Once Upon an Escape’s 7 Dwarfs was a whimsical adventure into the childhood story we all know and love. From the nostalgia-inspired puzzles to adorably dwarf-sized props, Once Upon an Escape did a good job of taking intricate details from the fairytale and implementing them into puzzles inspired by key moments of the story. On its own, though, the game didn’t tell the story to a player without the prior knowledge of the fairytale. Our players who were unfamiliar with the fairytale did not grasp the story of the room, and felt as if there was room to integrate more storytelling throughout.

A bird house with a small cardinal atop it.

I adore One Upon an Escape’s overall atmosphere, bringing whimsical and magical moments into the smallest details of their venue. The lobby was decorated from floor to ceiling (complete with the cutest fish tank), and each entry to each escape room had an accompanying doorway designed around the fairytale. While the décor inside the room was adorable and thematic with multiple, vastly different sets, it felt lesser compared to the lobby. With multiple “do not touch” labels and out-of-play red locks, the immersion was broken early on.

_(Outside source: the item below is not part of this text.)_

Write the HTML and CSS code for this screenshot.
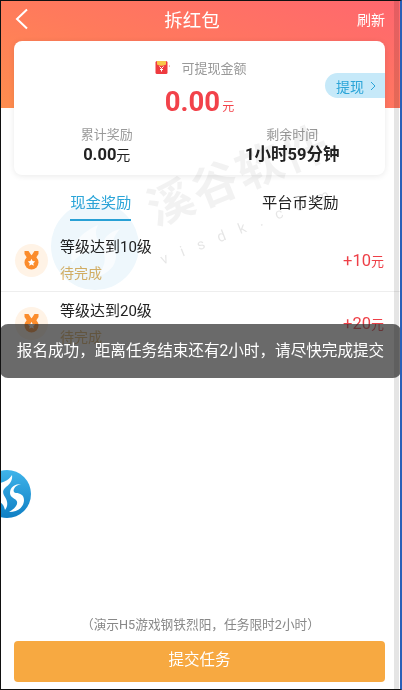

From a gameplay perspective, the puzzles flowed well, with only short moments of hesitation and quite a few aha moments. Once Upon an Escape did a good job of taking puzzles we’ve seen before and surprising us with unusual applications.

Overall, 7 Dwarfs was a cute fairytale experience filled with traditional puzzles, adorably small booties, and whimsical moments.